▶ **Goal of the exercise**: Please return exactly the run of lines that begins with the line containing "Write a component" and ends with the line containing "import clsx from 'clsx';", pictures excluded.

▶ **Exercise input**:
━━━━

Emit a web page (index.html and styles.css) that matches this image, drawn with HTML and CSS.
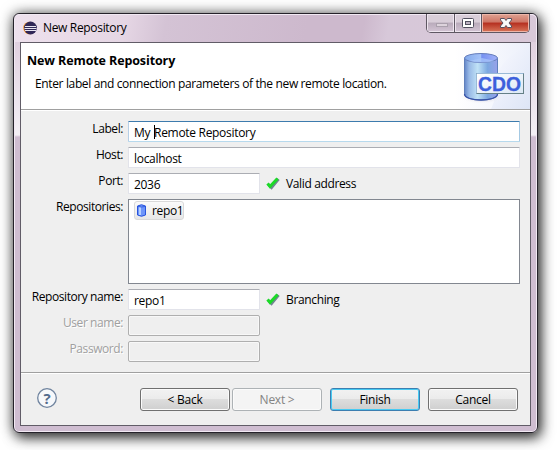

━━━━

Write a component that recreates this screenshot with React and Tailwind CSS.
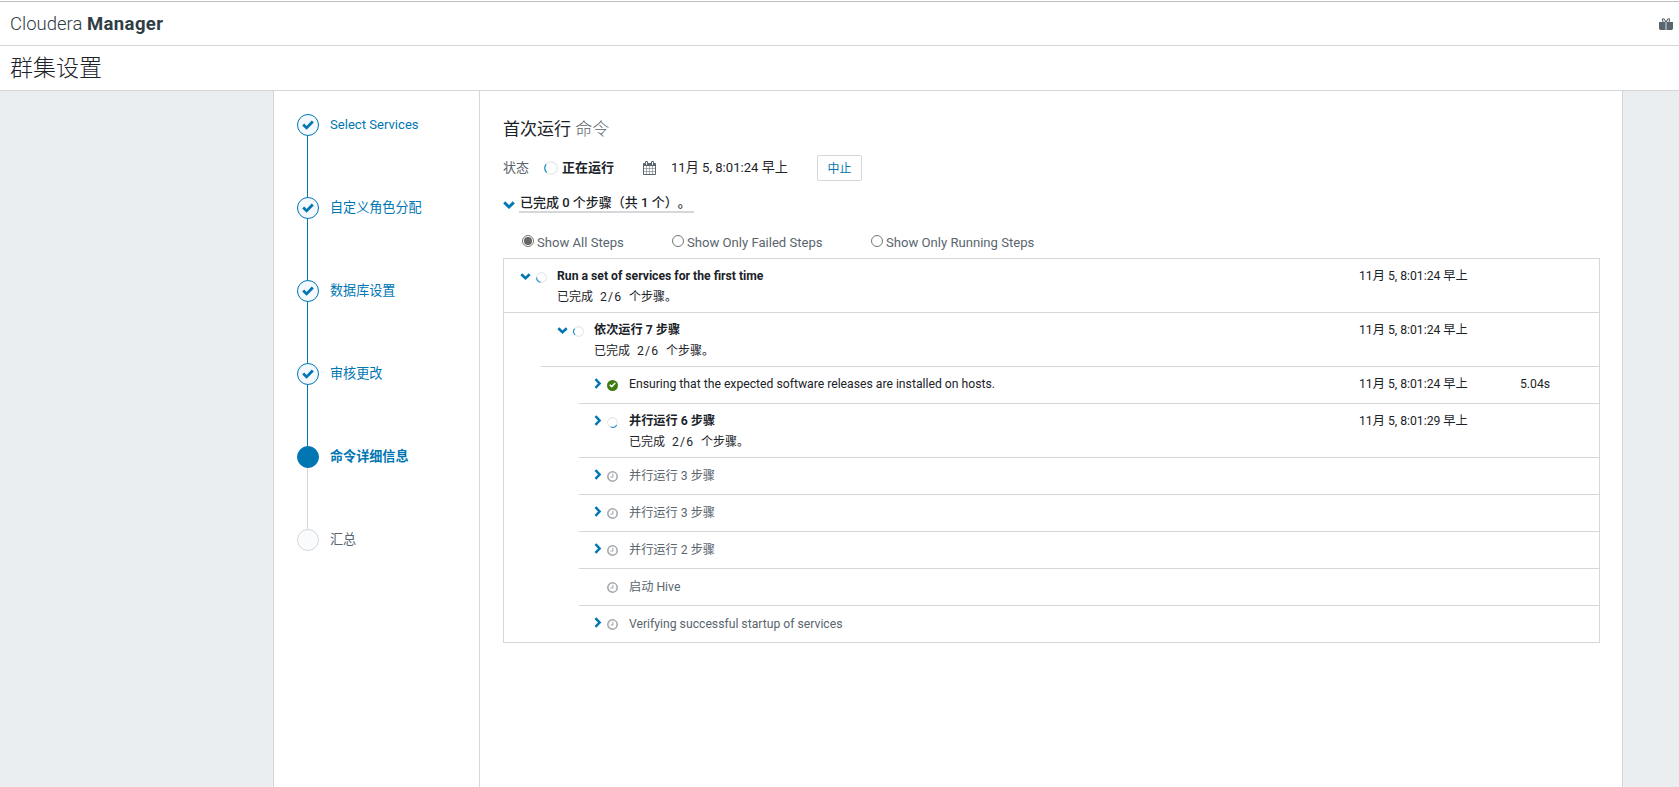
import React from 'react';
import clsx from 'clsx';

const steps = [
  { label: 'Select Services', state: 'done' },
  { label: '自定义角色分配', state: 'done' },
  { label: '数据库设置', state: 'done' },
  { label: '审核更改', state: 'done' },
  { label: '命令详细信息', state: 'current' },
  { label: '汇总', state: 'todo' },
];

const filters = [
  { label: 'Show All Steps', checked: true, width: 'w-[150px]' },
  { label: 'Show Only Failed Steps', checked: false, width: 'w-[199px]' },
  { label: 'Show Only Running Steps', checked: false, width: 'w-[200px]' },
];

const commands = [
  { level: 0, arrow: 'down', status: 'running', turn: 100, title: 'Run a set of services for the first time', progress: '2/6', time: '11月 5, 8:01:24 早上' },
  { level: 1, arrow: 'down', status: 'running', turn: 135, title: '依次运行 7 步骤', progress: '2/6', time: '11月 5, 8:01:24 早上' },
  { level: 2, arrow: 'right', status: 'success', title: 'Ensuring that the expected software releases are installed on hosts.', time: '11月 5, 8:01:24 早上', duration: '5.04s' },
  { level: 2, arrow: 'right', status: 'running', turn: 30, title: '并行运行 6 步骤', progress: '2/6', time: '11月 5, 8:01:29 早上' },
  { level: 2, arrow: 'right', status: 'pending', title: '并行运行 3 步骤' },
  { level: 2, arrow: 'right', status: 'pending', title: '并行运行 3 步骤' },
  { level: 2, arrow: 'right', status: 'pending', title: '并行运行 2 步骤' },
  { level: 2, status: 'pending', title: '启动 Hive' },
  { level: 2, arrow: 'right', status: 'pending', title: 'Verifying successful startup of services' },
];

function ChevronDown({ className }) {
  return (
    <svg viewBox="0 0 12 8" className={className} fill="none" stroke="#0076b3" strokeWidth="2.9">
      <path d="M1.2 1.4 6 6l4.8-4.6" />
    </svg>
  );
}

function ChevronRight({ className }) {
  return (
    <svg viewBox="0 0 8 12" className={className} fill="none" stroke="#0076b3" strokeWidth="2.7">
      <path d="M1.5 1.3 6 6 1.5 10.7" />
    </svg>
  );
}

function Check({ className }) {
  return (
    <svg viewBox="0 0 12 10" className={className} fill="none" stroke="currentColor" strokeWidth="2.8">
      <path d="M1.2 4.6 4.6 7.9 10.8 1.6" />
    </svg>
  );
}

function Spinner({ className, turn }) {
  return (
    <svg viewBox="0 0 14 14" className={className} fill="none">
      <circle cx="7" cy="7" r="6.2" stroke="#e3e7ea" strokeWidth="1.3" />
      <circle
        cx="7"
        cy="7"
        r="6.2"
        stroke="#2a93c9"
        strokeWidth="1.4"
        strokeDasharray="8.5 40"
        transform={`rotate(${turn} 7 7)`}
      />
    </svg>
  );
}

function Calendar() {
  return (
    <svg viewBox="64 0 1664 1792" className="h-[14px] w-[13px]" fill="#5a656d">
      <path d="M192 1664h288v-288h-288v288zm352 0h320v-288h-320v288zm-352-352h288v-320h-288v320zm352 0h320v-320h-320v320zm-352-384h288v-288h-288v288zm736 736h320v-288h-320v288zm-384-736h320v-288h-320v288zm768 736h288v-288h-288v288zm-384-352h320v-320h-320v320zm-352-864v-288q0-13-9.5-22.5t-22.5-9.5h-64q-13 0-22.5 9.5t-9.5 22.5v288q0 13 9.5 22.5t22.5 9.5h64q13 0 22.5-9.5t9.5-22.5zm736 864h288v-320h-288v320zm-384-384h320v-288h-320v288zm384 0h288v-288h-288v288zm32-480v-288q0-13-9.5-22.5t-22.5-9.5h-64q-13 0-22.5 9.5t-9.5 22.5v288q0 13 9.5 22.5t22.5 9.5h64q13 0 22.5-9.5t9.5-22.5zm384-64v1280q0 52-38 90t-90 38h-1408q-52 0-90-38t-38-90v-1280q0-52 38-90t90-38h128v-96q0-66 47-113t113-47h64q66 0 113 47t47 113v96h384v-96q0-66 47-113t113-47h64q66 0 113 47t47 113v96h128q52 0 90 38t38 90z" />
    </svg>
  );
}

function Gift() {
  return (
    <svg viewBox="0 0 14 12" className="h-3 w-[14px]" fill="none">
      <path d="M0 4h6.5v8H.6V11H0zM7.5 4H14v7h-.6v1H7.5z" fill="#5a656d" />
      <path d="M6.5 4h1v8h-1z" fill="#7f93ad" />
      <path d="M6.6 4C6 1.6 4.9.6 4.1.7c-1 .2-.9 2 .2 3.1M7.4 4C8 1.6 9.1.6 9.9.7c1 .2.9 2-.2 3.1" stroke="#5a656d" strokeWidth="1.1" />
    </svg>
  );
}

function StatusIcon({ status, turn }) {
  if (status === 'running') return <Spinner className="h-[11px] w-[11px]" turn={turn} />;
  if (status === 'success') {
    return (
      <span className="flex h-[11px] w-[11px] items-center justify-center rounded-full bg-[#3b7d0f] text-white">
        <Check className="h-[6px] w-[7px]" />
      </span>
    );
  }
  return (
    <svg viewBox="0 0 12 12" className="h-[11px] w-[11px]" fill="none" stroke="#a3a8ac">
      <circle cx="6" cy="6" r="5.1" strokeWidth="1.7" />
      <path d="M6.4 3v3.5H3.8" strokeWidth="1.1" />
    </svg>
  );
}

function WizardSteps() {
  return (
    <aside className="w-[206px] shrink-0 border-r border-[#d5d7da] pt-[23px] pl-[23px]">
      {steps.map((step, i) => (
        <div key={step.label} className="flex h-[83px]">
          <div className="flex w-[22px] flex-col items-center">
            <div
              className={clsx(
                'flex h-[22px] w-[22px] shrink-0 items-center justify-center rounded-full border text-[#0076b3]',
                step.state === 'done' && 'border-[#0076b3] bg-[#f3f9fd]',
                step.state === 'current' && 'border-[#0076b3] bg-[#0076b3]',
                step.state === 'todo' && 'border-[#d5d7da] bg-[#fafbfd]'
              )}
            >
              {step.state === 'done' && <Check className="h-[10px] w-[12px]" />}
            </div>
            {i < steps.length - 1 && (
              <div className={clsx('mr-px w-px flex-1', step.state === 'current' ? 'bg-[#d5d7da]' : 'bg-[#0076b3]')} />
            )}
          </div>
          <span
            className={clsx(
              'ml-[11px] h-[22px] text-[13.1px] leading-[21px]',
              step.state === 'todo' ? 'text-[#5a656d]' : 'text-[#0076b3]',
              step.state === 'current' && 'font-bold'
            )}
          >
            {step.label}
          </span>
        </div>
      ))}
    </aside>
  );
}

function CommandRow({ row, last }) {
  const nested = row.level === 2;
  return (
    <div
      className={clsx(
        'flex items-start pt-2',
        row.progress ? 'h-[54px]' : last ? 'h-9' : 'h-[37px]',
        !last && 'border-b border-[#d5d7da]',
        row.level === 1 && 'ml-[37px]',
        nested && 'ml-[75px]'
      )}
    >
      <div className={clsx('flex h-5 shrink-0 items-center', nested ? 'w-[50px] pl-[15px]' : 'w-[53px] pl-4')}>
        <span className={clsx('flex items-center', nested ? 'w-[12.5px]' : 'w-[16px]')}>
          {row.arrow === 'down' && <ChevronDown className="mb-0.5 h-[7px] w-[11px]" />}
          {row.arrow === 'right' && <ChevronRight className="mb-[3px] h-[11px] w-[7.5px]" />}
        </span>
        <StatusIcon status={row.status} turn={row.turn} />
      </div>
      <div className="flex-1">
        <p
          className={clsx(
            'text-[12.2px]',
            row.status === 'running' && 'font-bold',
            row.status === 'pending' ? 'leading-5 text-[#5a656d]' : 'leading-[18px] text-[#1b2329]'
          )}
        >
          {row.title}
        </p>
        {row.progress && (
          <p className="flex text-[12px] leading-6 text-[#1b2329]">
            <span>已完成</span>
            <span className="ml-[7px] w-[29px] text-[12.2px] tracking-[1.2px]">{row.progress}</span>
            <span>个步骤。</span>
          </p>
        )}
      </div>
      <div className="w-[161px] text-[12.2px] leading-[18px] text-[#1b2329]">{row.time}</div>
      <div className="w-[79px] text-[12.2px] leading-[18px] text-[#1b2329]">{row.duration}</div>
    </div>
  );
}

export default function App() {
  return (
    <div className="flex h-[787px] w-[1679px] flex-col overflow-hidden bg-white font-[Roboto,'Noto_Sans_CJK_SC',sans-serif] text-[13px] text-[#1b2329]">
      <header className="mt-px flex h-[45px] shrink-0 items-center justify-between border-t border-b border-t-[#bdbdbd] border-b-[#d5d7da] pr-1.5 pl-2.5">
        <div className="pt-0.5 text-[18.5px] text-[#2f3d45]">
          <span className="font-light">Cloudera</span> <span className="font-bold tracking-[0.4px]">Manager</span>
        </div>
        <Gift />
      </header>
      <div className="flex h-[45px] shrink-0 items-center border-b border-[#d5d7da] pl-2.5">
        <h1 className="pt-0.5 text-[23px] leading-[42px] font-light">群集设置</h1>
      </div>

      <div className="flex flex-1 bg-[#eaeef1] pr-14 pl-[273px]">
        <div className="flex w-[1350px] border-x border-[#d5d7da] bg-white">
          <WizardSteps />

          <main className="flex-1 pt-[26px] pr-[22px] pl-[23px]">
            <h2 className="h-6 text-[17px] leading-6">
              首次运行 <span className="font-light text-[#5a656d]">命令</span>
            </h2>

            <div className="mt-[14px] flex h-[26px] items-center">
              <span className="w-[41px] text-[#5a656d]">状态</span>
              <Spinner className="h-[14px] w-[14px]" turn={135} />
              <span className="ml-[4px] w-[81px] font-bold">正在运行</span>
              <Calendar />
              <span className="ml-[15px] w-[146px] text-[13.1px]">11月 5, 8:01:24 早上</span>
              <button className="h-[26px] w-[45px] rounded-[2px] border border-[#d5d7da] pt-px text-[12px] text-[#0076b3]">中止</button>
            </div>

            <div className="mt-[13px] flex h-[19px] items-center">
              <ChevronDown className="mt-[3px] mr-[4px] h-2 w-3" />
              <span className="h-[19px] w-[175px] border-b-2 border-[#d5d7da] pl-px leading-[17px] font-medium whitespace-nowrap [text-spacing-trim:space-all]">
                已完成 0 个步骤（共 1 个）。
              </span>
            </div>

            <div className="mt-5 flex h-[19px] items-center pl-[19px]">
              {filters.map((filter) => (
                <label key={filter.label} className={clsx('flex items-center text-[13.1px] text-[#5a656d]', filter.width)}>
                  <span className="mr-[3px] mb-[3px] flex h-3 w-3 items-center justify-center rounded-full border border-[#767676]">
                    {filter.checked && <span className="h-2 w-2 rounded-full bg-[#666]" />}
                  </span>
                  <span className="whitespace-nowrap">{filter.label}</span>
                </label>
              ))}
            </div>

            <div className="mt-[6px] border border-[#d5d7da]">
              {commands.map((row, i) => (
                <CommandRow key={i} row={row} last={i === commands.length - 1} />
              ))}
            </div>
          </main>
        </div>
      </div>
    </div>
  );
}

━━━━

▶ **Solution to the exercise**:
Write a component that recreates this screenshot with React and Tailwind CSS.
import React from 'react';
import clsx from 'clsx';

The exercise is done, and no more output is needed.